Within the system of formal ethics, an imperative is taken to represent a preference rather than a demand (called "anti-modal" view, because an underline doesn't behave like a modal operator). With this interpretation, the negation of an imperative (e.g. $\neg \underline{A}$) is taken to mean "Don't do A", not "You may omit A". To express demands, an imperative modal operator $M$ (for may) is defined, so that $M \underline{A}$ = "You may do A" and $\neg M \neg \underline{A}$ = "You may not omit doing A" = "You must do A". Note that $M$ is different from the deontic $R$ "all right" operator defined below, as "You must do A" is still an imperative, without any ought judgment (i.e. not the same as "You ought to do A").

Following Castañeda's approach, the deontic operators $O$ (for ought) and $R$ (for all right, represented $P$ for permissible in some deontic logic notations) are applied to imperatives. This is opposed to many deontic logics which apply the deontic operators to indicatives. Doing so avoids a difficulty of many deontic logics to express conditional imperatives. An often given example is If you smoke, then you ought to use an ashtray. If the deontic operators $O$ and $R$ only attach to indicatives, then it is not clear that either of the following representations is adequate:
$O(\mathrm{smoke} \to \mathrm{ashtray})$
$\mathrm{smoke} \to O(\mathrm{ashtray})$
However, by attaching the deontic operators to imperatives, we have unambiguously
$O(\mathrm{smoke} \to \underline{\mathrm{ashtray}})$

Belief logic symbols, when combined with imperative logic, allow beliefs and desires to be expressed. The notation $u:A$ is used for beliefs ("You believe A") and $u:\underline{A}$ for desires ("You desire A"). In formal ethics, desire is taken in a strong sense when the agent of the belief is the same as the agent of the imperative. The following table shows the different interpretations for $i:\underline{A}$ depending on the agent and the tense of the imperative:
| $A$ is an imperative for: | Me | Someone else |
| Present | I act to do A | I want the person to do A |
| Future | I resolve to do A | |
| Past | I am glad A was done, or I regret that A wasn't done | |
This strong interpretation of desires precludes statements such as "I want to get out of bed (right now), but I don't act to get out of bed". It does not, however, preclude "I want to get out of bed (right now), but I don't get out of bed". Perhaps I act to get out of bed (make my best effort), but can't for some reason (e.g. I am tied down, my legs are broken, etc.).

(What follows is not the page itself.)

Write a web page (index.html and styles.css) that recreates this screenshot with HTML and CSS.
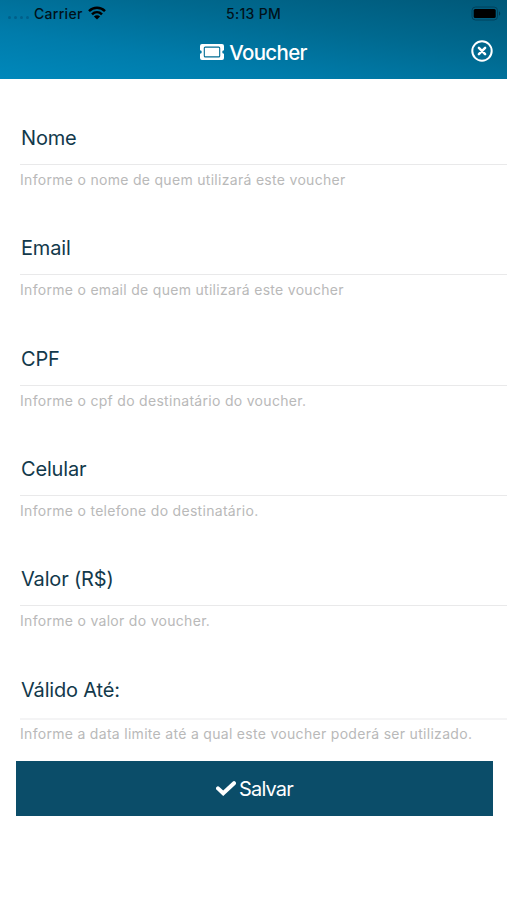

Beliefs may be indicative, as above, or imperative (e.g. $\underline{u} : A$ "Believe A", $\underline{u} : \underline{A}$ "Desire A"). They may also be combined with the deontic operators. For example, if $G$ means "God exists", then $O(\underline{u}:G)$ is "You ought to believe that God exists", and $(x)O(\underline{x}:G)$ is "Everyone ought to believe that God exists".

The modal operators $\square$ and $\diamond$ are used with their normal meanings in modal logic. In addition, to address the fact that logicians may disagree on what is logically necessary or possible, causal modal operators are separately defined to express that something is causally necessary or possible. The causal modal operators are represented $\underset{c}{\square}$ and $\underset{c}{\diamond}$. In addition, an operator $\blacksquare$ is used to mean "in every actual or hypothetic case". This is used, for example, when expressing deontic and prescriptive counterfactuals, and is weaker than $\square$. For example,
$\blacksquare(O\underline{A} \to \underline{A})$ means "In every actual or hypothetical case, if you ought to do A, do A"
whereas
$\square(O\underline{A} \to \underline{A})$ means "You ought to do A logically entails do A"

Finally, formal ethics is a higher-order logic in that it allows properties, predicates that apply to other predicates. Properties can only be applied to actions, and the imperative notation is used (e.g. $F\underline{A}$ = "action A has property F"). The only types of property that formal ethics admits are universal properties, properties are not evaluative and do not make reference to proper names or pointer words. The following are examples of properties that are not universal properties:
- $W$, where $W\underline{A}$ means "Act A is wrong" (evaluative)
- $G$, where $G\underline{A}$ means "Act A angers God" (proper name)
- $I$, where $I\underline{A}$ mean "Act A is something I do" (pointer word)

Requiring a property to be universal, however, is different from requiring it to be morally relevant. $B$, where $B \underline{A}$ means "Act A is done by a black person" is a universal property, but would not be considered morally relevant to most acts in most ethical theories. Formal ethics has a definition of relevantly similar actions that imposes certain consistency constraints, but does not have a definition of morally relevant properties.

The notation $G \ast \underline{A}$ is used to mean "G is a complete description of A in universal terms". Put another way, $G$ is a logical conjunction of all universal properties that $\underline{A}$ has. The $G \ast \underline{A}$ notation is the basis for the definition of exactly similar actions and is used in the definition of relevantly similar actions.

==Axioms==

Formal ethics has four axioms in addition to the axioms of predicate and modal logic. These axioms (with the possible exception of Rationality, see below) are largely uncontroversial within ethical theory.

In natural language, the axioms might be given as follows:
- $P$ (Prescriptivity) — "Practice what you preach"
- $U$ (Universalizability) — "Make similar evaluations about similar cases"
- $R$ (Rationality) — "Be consistent"
- $E$ (Ends-Means) — "To achieve an end, do the necessary means"

Care must be taken in translating each of these natural language axioms to a symbolic representation, in order to avoid axioms that produce absurd results or contradictions. In particular, the axioms advocated by Gensler avoid "if-then" forms in favor of "don't combine" forms.